3. Why "Cockroach Problem"?
- Origin of the Term: JPMorgan Chase CEO Jamie Dimon called these multiplying risky loans “cockroaches”—hidden problems that signal more to come ([03:31]–[03:46]).
- The Danger: Defaults and fraud at small firms could expose much deeper, system-wide problems if left unchecked.
4. Parallels and Departures from 2008
- Alarming Similarities: The “slicing and dicing” of complex financial products (as in 2008) is now occurring in private credit markets, from auto loans to unconventional assets ([06:51]–[07:35]).
“Alarm bells should be going off if they were anywhere near the 2008 financial crisis.”
— Natasha Sarin quoting Andrew Bailey, [06:51] - Key Difference: Regulatory reforms after 2008 mostly targeted banks and public markets, not private credit ([07:51]–[08:34]).

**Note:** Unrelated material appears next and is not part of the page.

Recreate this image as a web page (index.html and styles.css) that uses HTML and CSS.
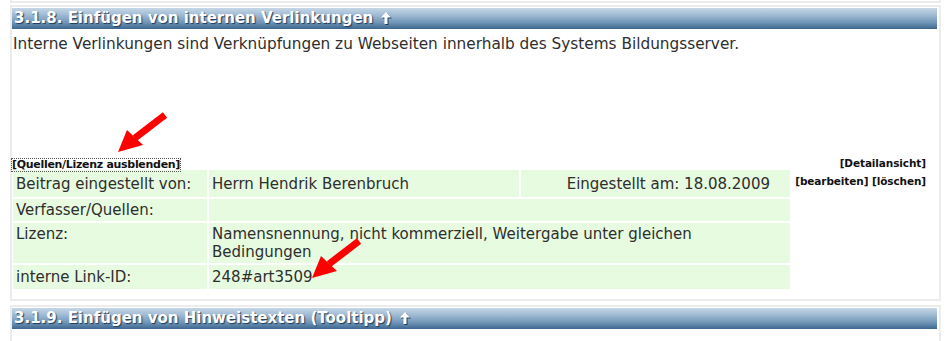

5. Why Private Credit Is Flying Under the Radar
- Regulation Gap: Dodd-Frank doesn’t apply to private credit firms, creating a regulatory blind spot.
- Private Credit’s Argument: These firms claim their business is safer because they don’t rely on bank deposits prone to flight. Sarin expresses skepticism, noting that the source of their capital is still ultimately “ordinary people”—pension funds, insurance premiums, 401ks ([08:39]–[09:54]).

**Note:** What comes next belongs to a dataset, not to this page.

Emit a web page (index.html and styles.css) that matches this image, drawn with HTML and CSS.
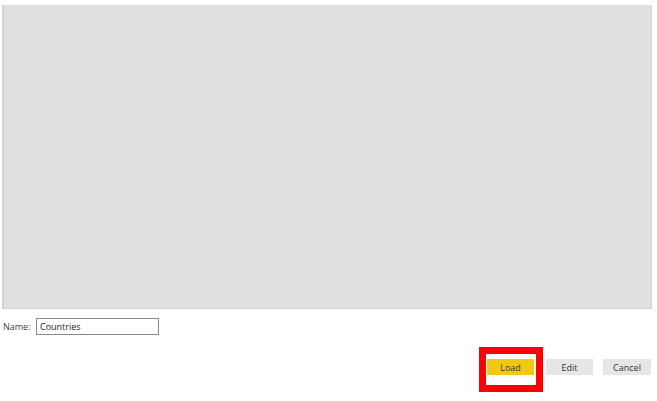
FILE: index.html
```html
<!DOCTYPE html>
<html lang="en">
<head>
  <meta charset="UTF-8">
  <meta name="viewport" content="width=device-width, initial-scale=1.0">
  <title>Load query</title>
  <link rel="stylesheet" href="styles.css">
</head>
<body>
  <div class="preview"></div>

  <div class="name-row">
    <label class="name-label" for="query-name">Name:</label>
    <input id="query-name" class="name-input" type="text" value="Countries">
  </div>

  <div class="button-row">
    <div class="highlight">
      <button class="dialog-button load-button">Load</button>
    </div>
    <button class="dialog-button">Edit</button>
    <button class="dialog-button cancel-button">Cancel</button>
  </div>
</body>
</html>
```

FILE: styles.css
```css
body {
  margin: 0;
  padding-bottom: 26px;
  background: #ffffff;
  font-family: "Open Sans", "Noto Sans", sans-serif;
  color: #333333;
}

.preview {
  margin: 5px 0 0 2px;
  width: 650px;
  height: 304px;
  box-sizing: border-box;
  background: #e0e0e0;
  border-left: 2px solid #d2d2d2;
  border-right: 1px solid #d6d6d6;
  border-bottom: 1px solid #d2d2d2;
}

.name-row {
  display: flex;
  align-items: center;
  margin-top: 9px;
  padding-left: 3px;
  height: 17px;
}

.name-label {
  font-size: 9px;
  width: 33px;
  color: #444444;
}

.name-input {
  width: 123px;
  height: 17px;
  box-sizing: border-box;
  border: 1px solid #8a8a8a;
  padding: 0 0 0 3px;
  font-family: "Open Sans", "Noto Sans", sans-serif;
  font-size: 9px;
  color: #222222;
  outline: none;
}

.button-row {
  display: flex;
  align-items: flex-start;
  justify-content: flex-end;
  gap: 10px;
  margin-top: 24px;
  width: 651px;
}

/* red annotation frame round the Load button */
.highlight {
  display: flex;
  border: 7px solid #ff0000;
  padding: 5px 2px 10px 1px;
  margin: -12px -7px -17px -8px;
}

.dialog-button {
  width: 47px;
  height: 16px;
  border: none;
  padding: 0;
  background: #e6e6e6;
  font-family: "Open Sans", "Noto Sans", sans-serif;
  font-size: 9px;
  color: #333333;
}

.load-button {
  background: #f2c811;
}

.cancel-button {
  width: 48px;
}
```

6. How Much Should We Worry?
- Sarin’s Level of Concern: “I’m pretty nervous that if you have a bunch of financial activity that’s ultimately happening in the shadows... losses by these financial credit firms are ultimately going to fall to regular people.” ([08:39])
- Ordinary People at Risk: Recent regulatory changes mean even 401ks and insurance policies may now be more exposed to risky private credit ([11:26]–[11:44]).
“I do not think ordinary people or even very sophisticated academics... has a full understanding of the ways in which the market is ultimately connected to the rest of the financial system.”
— Natasha Sarin, [12:48]
7. The Policy Debate
- Counterargument: Treasury Secretary Scott Bessen claims the growth of private credit is proof regulation went too far.
“We need to make capital more risk based.”
— Scott Bessen (paraphrased), [09:54] - Sarin’s Response: Loosening regulation has historically led to crises; instead, the regulatory umbrella should be widened, not narrowed ([10:15]–[11:26]).
“My response to that isn’t we should deregulate a sector. My response to that is we need to think about how we have a regulatory umbrella that is more all encompassing...”
— Natasha Sarin, [11:11]
8. What Can Be Done?
- Self-Regulation Not Enough: Some private credit firms detected fraud and “shorted” at-risk companies, but Sarin says self-policing isn’t enough ([13:16]).
- Policy Recommendations: Congress should consider new oversight. Consumers must be vigilant about where their money is invested ([13:16]–[14:38]).
“Congress needs to think about ways in which to better regulate these markets. And we as sort of consumers need to do our own due diligence about the ways in which our dollars are ultimately exposed to potential risks down the road.”
— Natasha Sarin, [14:25] - Memorable Wrap-Up:
“Lay the traps for the cockroaches to bring it, to bring it home.”
— Mary Louise Kelly, [14:38]
Notable Quotes & Memorable Moments
- “How Bad is Finance’s Cockroach Problem? We are about to find out.”
— Mary Louise Kelly, [03:31] - “[Private credit firms] had borrowed much more money in ways that were ultimately pretty opaque and kind of hidden even from their own investors than people had previously realized.”
— Natasha Sarin, [04:18] - “It’s sort of concerning... these private credit firms themselves, as they advertise themselves, explicitly saying an advantage that they have is they’re not subject to those regulations.”
— Natasha Sarin, [08:14] - “Ordinary people’s dollars are on the line just like they were in 2008.”
— Natasha Sarin, [12:57]
Timestamps for Important Segments
- [00:00–01:23]: Recap of the 2008 crash & Dodd-Frank reforms
- [03:00–03:46]: Introduction to private credit, term “cockroach”
- [04:52–06:38]: The Tricolor & First Brands story & “cockroach” risks
- [06:51–07:35]: How current trends mirror 2008
- [07:51–08:34]: Why private credit is largely unregulated
- [08:39–09:54]: Sarin explains the risk to ordinary people
- [10:15–11:26]: Policy debate: regulate more or less?
- [11:44–13:05]: 401k, pension, and insurance exposure to private credit risk
- [13:16–14:38]: What can/should be done now?
Conclusion
The episode issues a clear warning: as private credit markets boom outside of established regulations, hidden risks are multiplying—unseen but potentially widespread, like cockroaches. The discussion draws sobering parallels to 2008 and urges both policymakers and ordinary savers to pay close attention. While some in government suggest loosening rules, Sarin’s view is unequivocal: the time for vigilance and broader oversight is now, before small signs of trouble grow into a new crisis.